Beautiful scenery, beautiful people, and drama galore nestled in the slopes of Whistler, British Columbia. Sound intriguing?
MTV’s latest documentary series Peak Season, surrounded by much buildup, debuts Monday night (Oct. 19).
So what’s all the hype about?
First, it’s a bold new approach to Canadian-focused television. It’s also unscripted, raw, and features personal stories that hit closer to home.
MTV Canada has ordered 10 episodes of this fresh series which follows the lives of a tight-knot group of people in Whistler, British Columbia. Peak Season offers an up-close look into their personal struggles and achievements, ranging from a tearful break-up in the first episode, to the distinct possibility that you will always run into that certain someone you were avoiding at the bar. This tight-knit group consists of Dre Morel, Lauren Horton, Amanda Scheller, Ian Ross, Matthew James, Stephanie Just and Elle Hetherington. Each 20-something-year-old has their own story to tell, and all is revealed in the long days, and even longer nights, in the town of Whistler.
Stephanie Just and Dre Morel are ambitious Whistler locals, while others such as Scheller (Morel’s ex-girlfriend) moved to Whistler when she started dating him.
“It was the perfect time and perfect place, and just the right situation,” says Morel, who was in Toronto for the show’s premiere.
In Horton’s case, the process took a bit longer.
“I filled out an application form and went through the process of doing three filmed auditions over the span of 2007,” explains Horton, in Toronto last week for the show’s premiere and launch party. “They called me when I got back for the New Year and were like, ‘yeah, we want you to be part of the show.’”

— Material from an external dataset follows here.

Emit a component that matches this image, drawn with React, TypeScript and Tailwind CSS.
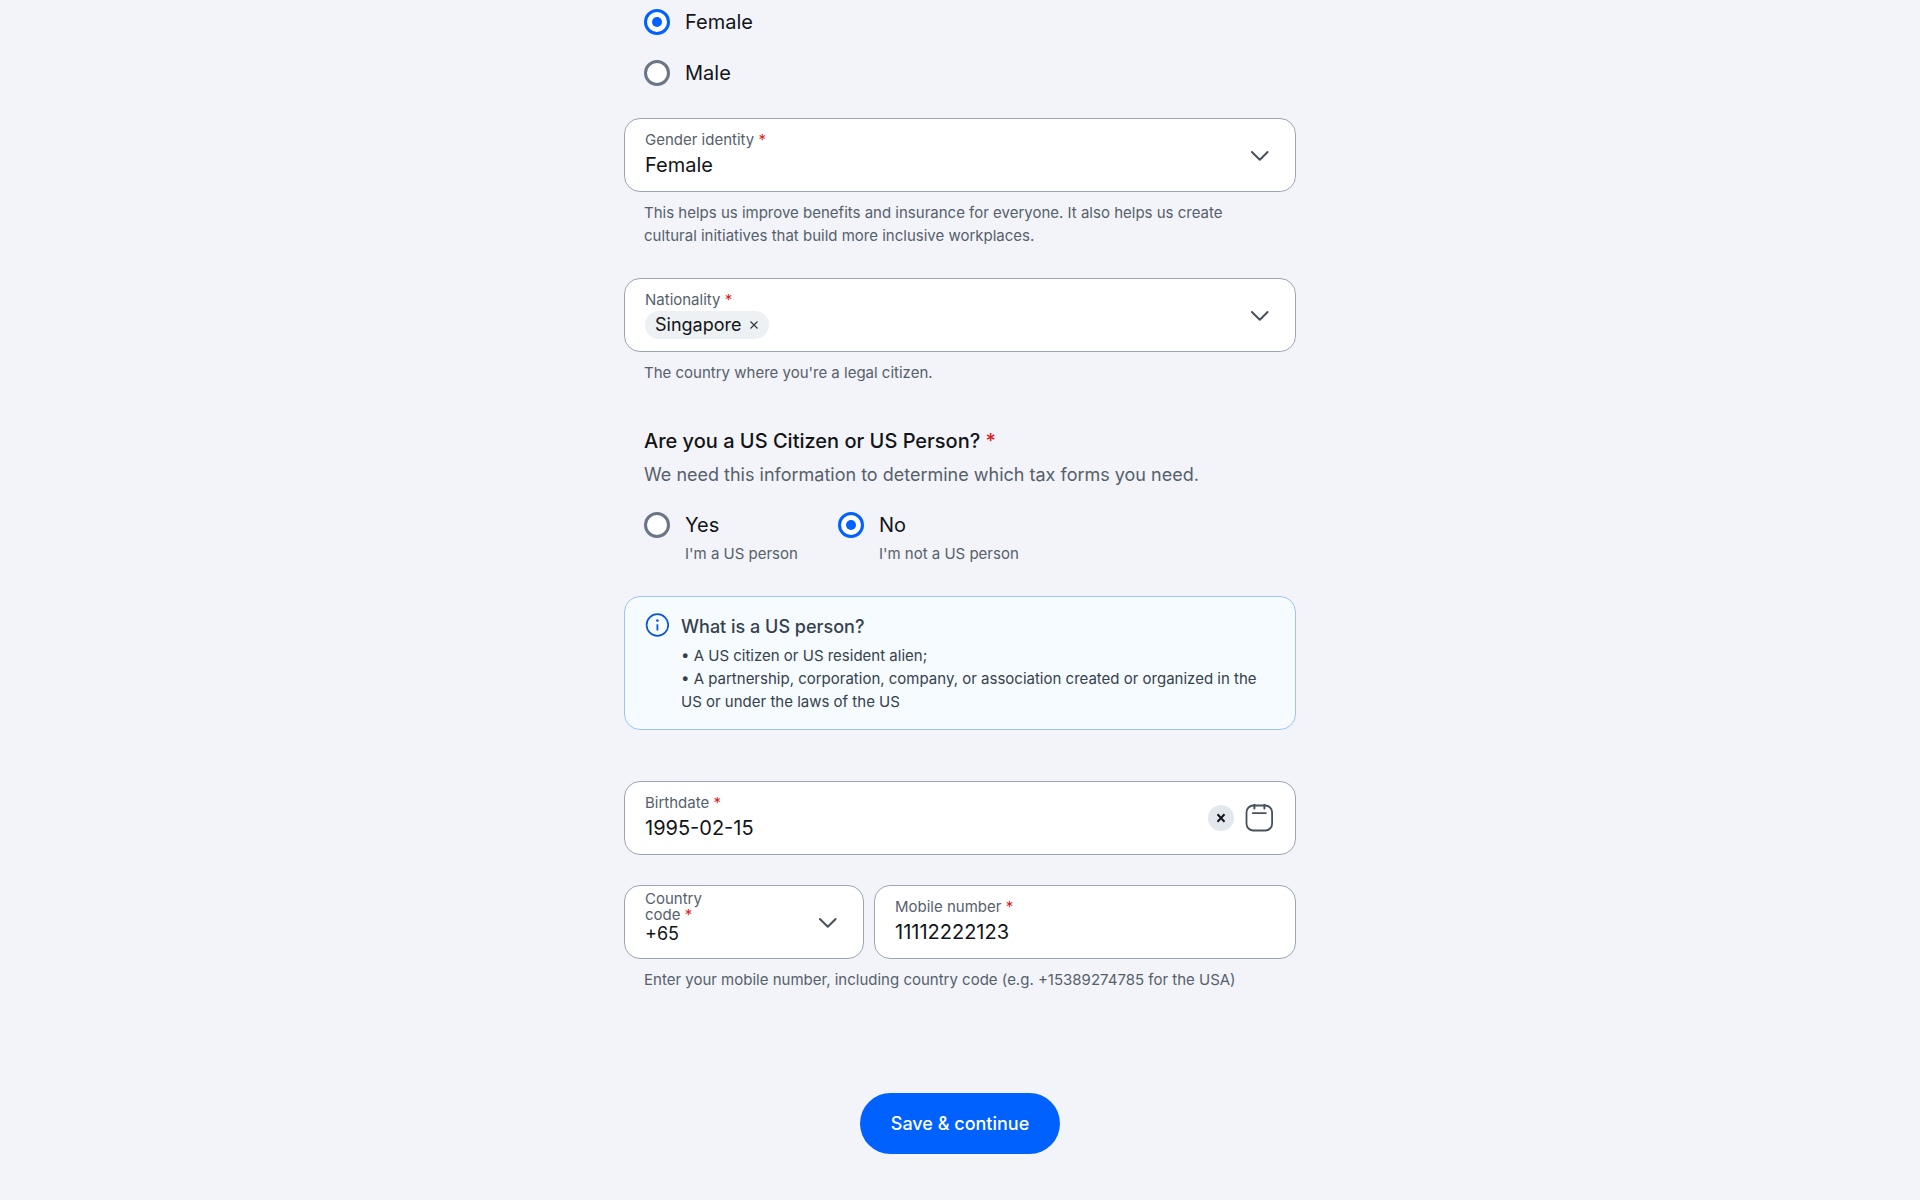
import { useState } from 'react'
import type { ReactNode } from 'react'

function Required() {
  return <span className="text-[#d9221f]">*</span>
}

function ChevronIcon() {
  return (
    <svg viewBox="0 0 28 28" className="pointer-events-none size-7 shrink-0" fill="none" aria-hidden="true">
      <path
        d="M6.9 11 14.8 18.8l7.8-7.8"
        stroke="#48525d"
        strokeWidth="2"
        strokeLinecap="round"
        strokeLinejoin="round"
      />
    </svg>
  )
}

function CalendarIcon() {
  return (
    <svg viewBox="0 0 28 28" className="size-7" fill="none" stroke="#48525d" strokeWidth="1.8" aria-hidden="true">
      <rect x="1.5" y="1.5" width="25.6" height="25" rx="6.8" />
      <path d="M7.8 9.2h13" strokeLinecap="round" />
      <path d="M9.4 0v4.4M19.4 0v4.4" strokeWidth="2" strokeLinecap="round" />
    </svg>
  )
}

function InfoIcon() {
  return (
    <svg viewBox="0 0 24 24" className="size-6 shrink-0" fill="none" aria-hidden="true">
      <circle cx="12.4" cy="12" r="10.8" stroke="#0b57d0" strokeWidth="1.7" />
      <path d="M12.4 11.3v6.2" stroke="#0b57d0" strokeWidth="1.8" />
      <circle cx="12.4" cy="7.6" r="1.3" fill="#0b57d0" />
    </svg>
  )
}

type FieldProps = {
  id: string
  label: string
  compact?: boolean
  trailing?: ReactNode
  className?: string
  children: ReactNode
}

function Field({ id, label, compact = false, trailing, className = '', children }: FieldProps) {
  return (
    <div
      className={`flex h-[74px] items-center rounded-2xl border border-[#9ba6b2] bg-white pr-[22px] pl-5 ${className}`}
    >
      <div className={`flex h-full min-w-0 grow flex-col ${compact ? 'pt-[5px]' : 'pt-[11px]'}`}>
        <label
          htmlFor={id}
          className={`text-[15px] text-[#56606b] ${compact ? 'w-20 leading-4' : 'leading-5'}`}
        >
          {label} <Required />
        </label>
        {children}
      </div>
      {trailing}
    </div>
  )
}

function HelperText({ children }: { children: ReactNode }) {
  return <p className="mt-[9px] px-5 text-[15px] leading-[23px] text-[#56606b]">{children}</p>
}

type RadioProps = {
  name: string
  label: string
  hint?: string
  checked: boolean
  onChange: () => void
}

function Radio({ name, label, hint, checked, onChange }: RadioProps) {
  return (
    <label className="flex gap-[15px]">
      <input
        type="radio"
        name={name}
        checked={checked}
        onChange={onChange}
        className="grid size-[26px] shrink-0 appearance-none place-content-center rounded-full border-3 border-[#6b7585] bg-white before:size-[10px] before:rounded-full checked:border-[#0061ff] checked:before:bg-[#0061ff]"
      />
      <span className="flex flex-col">
        <span className="text-xl leading-[27px] text-[#121417]">{label}</span>
        {hint && <span className="mt-[3px] text-[15px] leading-[23px] text-[#56606b]">{hint}</span>}
      </span>
    </label>
  )
}

export default function App() {
  const [sex, setSex] = useState('female')
  const [usPerson, setUsPerson] = useState('no')
  const [nationalities, setNationalities] = useState(['Singapore'])
  const [birthdate, setBirthdate] = useState('1995-02-15')
  const [mobile, setMobile] = useState('11112222123')

  return (
    <main className="min-h-screen bg-[#f2f4f9] px-4 pt-[9px] pb-11 font-['Inter',sans-serif] text-[#121417]">
      <form className="mx-auto flex max-w-2xl flex-col" onSubmit={(event) => event.preventDefault()}>
        <div className="flex flex-col gap-6 px-5" role="radiogroup" aria-label="Sex">
          <Radio name="sex" label="Female" checked={sex === 'female'} onChange={() => setSex('female')} />
          <Radio name="sex" label="Male" checked={sex === 'male'} onChange={() => setSex('male')} />
        </div>

        <Field id="gender" label="Gender identity" trailing={<ChevronIcon />} className="mt-[31px]">
          <select id="gender" className="h-[30px] w-full appearance-none bg-transparent text-xl outline-none">
            <option>Female</option>
          </select>
        </Field>
        <HelperText>
          This helps us improve benefits and insurance for everyone. It also helps us create cultural initiatives that
          build more inclusive workplaces.
        </HelperText>

        <Field
          id="nationality"
          label="Nationality"
          className="mt-[31px]"
          trailing={
            <button id="nationality" type="button" aria-haspopup="listbox">
              <ChevronIcon />
            </button>
          }
        >
          <div className="flex h-[30px] items-center gap-2">
            {nationalities.map((country) => (
              <span key={country} className="flex h-7 items-center gap-2 rounded-full bg-[#edf1f4] px-[10px] text-lg">
                {country}
                <button
                  type="button"
                  aria-label={`Remove ${country}`}
                  onClick={() => setNationalities(nationalities.filter((item) => item !== country))}
                >
                  <svg viewBox="0 0 10 10" className="size-[10px]" stroke="#2b333b" strokeWidth="1.1" aria-hidden="true">
                    <path d="M1.5 1.5l7 7M8.5 1.5l-7 7" />
                  </svg>
                </button>
              </span>
            ))}
          </div>
        </Field>
        <HelperText>The country where you're a legal citizen.</HelperText>

        <fieldset className="mt-[43px] px-5">
          <legend className="text-xl leading-7 font-medium">
            Are you a US Citizen or US Person? <Required />
          </legend>
          <p className="mt-[7px] text-lg leading-[26px] text-[#56606b]">
            We need this information to determine which tax forms you need.
          </p>
          <div className="mt-6 flex gap-10">
            <Radio
              name="us-person"
              label="Yes"
              hint="I'm a US person"
              checked={usPerson === 'yes'}
              onChange={() => setUsPerson('yes')}
            />
            <Radio
              name="us-person"
              label="No"
              hint="I'm not a US person"
              checked={usPerson === 'no'}
              onChange={() => setUsPerson('no')}
            />
          </div>
        </fieldset>

        <section className="mt-[31px] flex gap-3 rounded-2xl border border-[#9cc5ee] bg-[#f5fbff] px-5 py-4 text-[#36414c]">
          <InfoIcon />
          <div>
            <h2 className="text-lg leading-[27px] font-medium">What is a US person?</h2>
            <p className="mt-1 text-[15px] leading-[23px]">• A US citizen or US resident alien;</p>
            <p className="text-[15px] leading-[23px]">
              • A partnership, corporation, company, or association created or organized in the US or under the laws of
              the US
            </p>
          </div>
        </section>

        <Field
          id="birthdate"
          label="Birthdate"
          className="mt-[51px]"
          trailing={
            <div className="flex items-center gap-[11px]">
              <button
                type="button"
                aria-label="Clear birthdate"
                onClick={() => setBirthdate('')}
                className="flex size-[26px] items-center justify-center rounded-full bg-[#e3e8ee]"
              >
                <svg viewBox="0 0 10 10" className="size-[10px]" stroke="#15181c" strokeWidth="2" aria-hidden="true">
                  <path d="M1.5 1.2l7 7.6M8.5 1.2l-7 7.6" />
                </svg>
              </button>
              <button type="button" aria-label="Open calendar">
                <CalendarIcon />
              </button>
            </div>
          }
        >
          <input
            id="birthdate"
            value={birthdate}
            onChange={(event) => setBirthdate(event.target.value)}
            className="h-[30px] w-full bg-transparent text-xl outline-none"
          />
        </Field>

        <div className="mt-[30px] flex gap-[10px]">
          <Field id="country-code" label="Country code" compact trailing={<ChevronIcon />} className="w-60">
            <select id="country-code" className="h-[22px] w-full appearance-none bg-transparent text-lg leading-[22px] outline-none">
              <option>+65</option>
            </select>
          </Field>
          <Field id="mobile" label="Mobile number" className="grow">
            <input
              id="mobile"
              type="tel"
              value={mobile}
              onChange={(event) => setMobile(event.target.value)}
              className="h-[30px] w-full bg-transparent text-xl outline-none"
            />
          </Field>
        </div>
        <HelperText>Enter your mobile number, including country code (e.g. +15389274785 for the USA)</HelperText>

        <button
          type="submit"
          className="mt-[102px] self-center rounded-full bg-[#0061ff] px-[31px] py-4 text-lg leading-[29px] font-medium text-white"
        >
          Save &amp; continue
        </button>
      </form>
    </main>
  )
}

The cast brings the perfect mix of business, pleasure, friendships and relationships to the set. And unlike reality shows like The Hills and The City, Peak Season has an air of refreshingly authentic situations and people.
“The thing that this show really brings to the table is that it’s not a reality television show; it’s a documentary series. We would just give the crew our schedule, and they would just show up and follow us,” explains Morel, whose genuinely nice and approachable personality will make him a favorite on the show. “It’s not scripted, not at all. It’s just our everyday life.”
“I think a lot of people think of reality shows along the terms of scripts, and with cast members being told to ‘say this’ or that.” Horton, a wise-cracking brunette firecracker, elaborates. “With Peak Season, what you see is what is actually going on with our lives.”
And what you see is a lot. From a tough relationship discussion for Dre in the first scene, to vodka-spewing antics on the slopes, Peak Season holds nothing back from the audience. Another nice touch is that there is genuinely good snowboarding promoted on the show. With the premiere on Monday, and the first episode available online, this show is sure to gain a dedicated fan base from the get-go. Peak Season encompasses a variety of situations, from an inner look into the nightlife, the hilarious conquests of Ross’s crew, international visitors, Morel’s impressive DJ skills, Horton’s burgeoning promotion company to the aspirations of a female boarder (Just) to make it pro.
“We’ve basically said, here’s our lives and our souls, do what ever you want with it,” laughs Horton.
The beauty of Peak Season is also in its location. Whistler, a long-touted tourist spot in Canada, sports pristine mountains, log cabins, and breathtaking scenery. “Growing up, though I have nothing to compare it to, I’m pretty sure I was spoiled with that environment,” says Morel. “From the mountains in the summer, the lakes, there’s endless things to do. It’s unfortunate that people only see the winter season, because all of it is amazing.”
“I’ve sat on the beach with my bikini and seen people snowboarding and skiing on the mountain,” adds Horton.
With such an enclosed environment, relationships are bound to get complicated. Fans can expect a trail of sticky messes concerning the cast members, which ultimately result in everybody’s favorite addiction: drama. Punches are thrown, curses are uttered, hearts are broken, and yes, girlfriends are forgotten at the bar.
“It’s non-stop,” says Horton, who’s feisty side makes an appearance in the first episodes. “From what I’ve seen, they’re using everything. There’s never a dull moment. Personally, I’ve always stuck up for myself, and I’ve always been aggressive, but people can expect to see another side of me as well.”
“Honestly, it gets better and better and better,” affirms Morel, whose relationship with Scheller is largely focused on in the first episode. “I will say that there is a crazy roller coaster ride with my relationship in this season.”
What will truly draw people to the show is the raw element of its production. There is an air of spontaneity that keeps the audience engrossed and guessing, while feeling a real connection to the cast in Whistler. People will root for the ever-unpredictable Horton’s promotion company, appreciate Morel’s love and passion for music (he hopes to begin producing, and recently did sets in Toronto last month), watch the ups-and-downs of relationships on the slopes and become attached to so much more within the bubble of Whistler.
“It’s going to get crazy, believe me, just stay tuned,” promises Morel.
If you miss out on catching the first episode online at mtv.ca, be sure to catch the series premiere of Peak Season on MTV, airing on Monday, October 19 at 10 p.m.